Whiplash Examination May Include:
- The range of motion in your neck and shoulders
- The degree of motion that causes pain or an increase in pain
- Tenderness in the neck, shoulders or back
- Reflexes, strength and sensation in your limbs
- X-Rays can to identify fractures, dislocations or arthritis
- Cat Scan can reveal bone damage
- MRI to detect soft tissue injuries such as damage to the spinal cord, disks, or ligaments
Curing whiplash can take time and effort, depending on the type of injury and its severity. Immediate treatments may include pain medication for the pain and some sort of immobilization of the neck area to reduce the risk of further injury. More long-term approaches include some of the treatments listed below. However, it is important to note that the long-term recovery could take months. But, this all depends on the severity of the injury and the person involved; there is no set standard time for recovery.
Treatments for Whiplash
- Ice or Heat
- Over the Counter or Prescription Pain Medication
- Muscle Relaxers
- Injections for pain management
In addition to these treatments, other options will help heal the injury. These include neck exercises, physical therapy, and foam collar. However, foam collars are not recommended for long periods of time because they can cause weakening of the neck muscles. Foam collars may be prescribed for a few hours at a time to immobilize the neck letting it rest and reduce further injury from movement of it.

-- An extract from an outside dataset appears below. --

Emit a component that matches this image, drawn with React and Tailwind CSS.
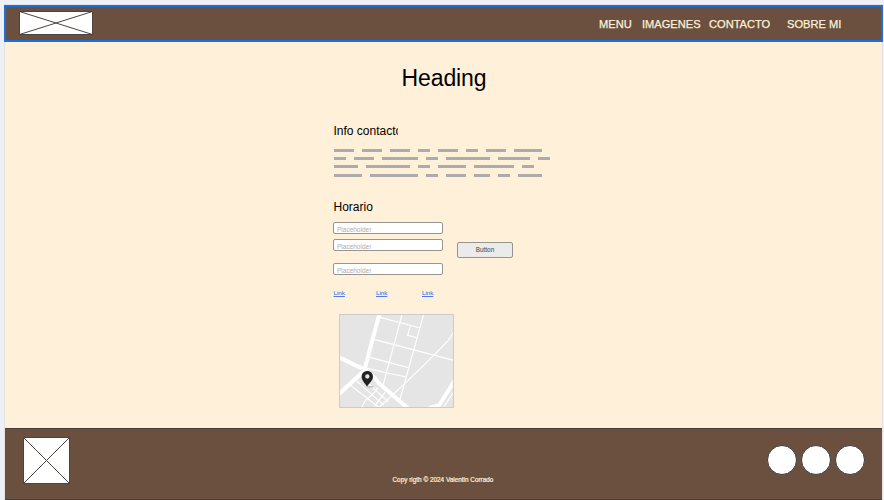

The next time you here someone use the term whiplash in jest, you can correct them and educated them on the seriousness of the injury. Caused by trauma, including auto accidents, whiplash is a jolting movement of the neck back and forth. It should be treated immediately to gain medical documents should you choose to seek legal actions. And, a medical professional should diagnose it to find and eliminate the cause and treat any other secondary injuries caused as a result of the whiplash. In addition, treatment may vary depending on severity of the injury, with treatment options ranging from medication all the way to physical therapy. Whiplash is an injury that should be treated with respect and taken seriously.